- Directed by: Del Lord
- Screenplay by: Clyde Bruckman
- Story by: Searle Kramer Herman Boxer
- Produced by: Jules White
- Starring: Moe Howard Larry Fine Curly Howard Bud Jamison Beatrice Blinn Al Thompson Lew Davis Eddie Laughton Blackie Whiteford
- Cinematography: Benjamin H. Kline
- Edited by: Charles Hochberg
- Distributed by: Columbia Pictures
- Release date: September 11, 1936 (U.S.);
- Running time: 17:23
- Country: United States
- Language: English

= Whoops, I'm an Indian! =

1936 American short film by Del Lord

Whoops, I'm an Indian! is a 1936 short subject directed by Del Lord starring American slapstick comedy team The Three Stooges (Moe Howard, Larry Fine and Curly Howard). It is the 18th entry in the series released by Columbia Pictures starring the comedians, who released 190 shorts for the studio between 1934 and 1959.

==Plot==
The Stooges, depicted as unscrupulous gamblers residing in the antiquated Western locale of Lobo City, engage in deceitful practices during a game of roulette, unfairly swindling the townsfolk. Their ruse is uncovered, particularly by Pierre, a menacing woodcutter renowned for his formidable stature. Larry's concealment of a horseshoe magnet in his shoe facilitates their deception, leading to their exposure and subsequent flight into the wilderness. Evading capture as fugitives, the trio resorts to survivalist tactics, encompassing hunting, fishing, and assuming disguises reminiscent of Native Americans.
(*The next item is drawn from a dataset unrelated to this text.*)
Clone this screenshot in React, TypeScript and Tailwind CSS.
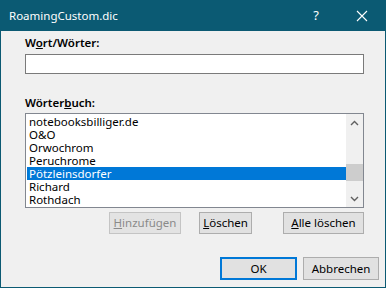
import React from "react";

const words = [
  "notebooksbilliger.de",
  "O&O",
  "Orwochrom",
  "Peruchrome",
  "Pötzleinsdorfer",
  "Richard",
  "Rothdach",
];

const font = { fontFamily: '"Noto Sans", "Open Sans", sans-serif' };

function Btn({
  children,
  className = "",
  disabled = false,
  primary = false,
}: {
  children: React.ReactNode;
  className?: string;
  disabled?: boolean;
  primary?: boolean;
}) {
  return (
    <button
      disabled={disabled}
      className={`h-[22px] flex items-center justify-center text-[11.5px] leading-none ${
        disabled
          ? "bg-[#e3e3e3] border border-[#c4c4c4] text-[#8a8a8a]"
          : primary
          ? "bg-[#e1e1e1] border-2 border-[#0078d7] text-black"
          : "bg-[#e1e1e1] border border-[#adadad] text-black"
      } ${className}`}
    >
      {children}
    </button>
  );
}

export default function App() {
  const selected = 4;

  return (
    <div
      className="w-[386px] h-[288px] bg-[#0b5a73] flex flex-col overflow-hidden"
      style={font}
    >
      {/* Title bar */}
      <div className="h-[31px] flex items-center text-white shrink-0">
        <span className="ml-[9px] text-[11.5px]">RoamingCustom.dic</span>
        <span className="ml-auto mr-[37px] text-[13px]">?</span>
        <svg width="12" height="12" viewBox="0 0 12 12" className="mr-[18px]">
          <path d="M1 1 L11 11 M11 1 L1 11" stroke="white" strokeWidth="1.1" />
        </svg>
      </div>

      {/* Body */}
      <div className="flex-1 mx-[1px] mb-[1px] bg-[#f0f0f0] flex flex-col pl-[24px] pr-[21px] text-[11.5px] text-black">
        <div className="mt-[4px] h-[16px] leading-[16px] font-semibold">
          W<span className="underline">o</span>rt/Wörter:
        </div>
        <div className="mt-[3px] h-[20px] bg-white border border-[#7a7a7a]" />

        <div className="mt-[21px] h-[16px] leading-[16px] font-semibold">
          Wörter<span className="underline">b</span>uch:
        </div>
        <div className="mt-[2px] h-[95px] bg-white border border-[#828790] flex">
          <div className="flex-1 pl-[1px] pt-[1px]">
            {words.map((w, i) => (
              <div
                key={w}
                className={`h-[13px] leading-[13px] pl-[2px] ${
                  i === selected ? "bg-[#0078d7] text-white" : ""
                }`}
              >
                {w}
              </div>
            ))}
          </div>
          <div className="w-[17px] bg-[#f0f0f0] flex flex-col items-center">
            <div className="h-[17px] flex items-center justify-center">
              <svg width="9" height="6" viewBox="0 0 9 6">
                <path d="M1 5 L4.5 1.5 L8 5" stroke="#606060" strokeWidth="1.4" fill="none" />
              </svg>
            </div>
            <div className="mt-[33px] w-[17px] h-[17px] bg-[#cdcdcd]" />
            <div className="mt-auto h-[17px] flex items-center justify-center">
              <svg width="9" height="6" viewBox="0 0 9 6">
                <path d="M1 1 L4.5 4.5 L8 1" stroke="#606060" strokeWidth="1.4" fill="none" />
              </svg>
            </div>
          </div>
        </div>

        <div className="mt-[4px] flex justify-end">
          <Btn disabled className="w-[72px]">
            <span><span className="underline">H</span>inzufügen</span>
          </Btn>
          <Btn className="w-[53px] ml-[18px]">
            <span><span className="underline">L</span>öschen</span>
          </Btn>
          <Btn className="w-[81px] ml-[31px]">
            <span><span className="underline">A</span>lle löschen</span>
          </Btn>
        </div>

        <div className="mt-[23px] flex justify-end -mr-[15px]">
          <Btn primary className="w-[77px] h-[23px]">
            OK
          </Btn>
          <Btn className="w-[76px] h-[23px] ml-[6px]">Abbrechen</Btn>
        </div>
      </div>
    </div>
  );
}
Complications arise when Pierre develops an affection for Curly, who is disguised as an indigenous woman. Their relationship culminates in marriage, albeit briefly, as Curly's disguise is compromised, prompting the Stooges to flee once more. Their quest for sanctuary leads them to what appears to be a secure refuge, only to realize belatedly that they have inadvertently incarcerated themselves within the confines of the Lobo City Jail.

==Production notes==
Whoops, I'm an Indian! was filmed on June 2–6, 1936. The high-speed canoe footage was reused for the closing of 1937's Back to the Woods.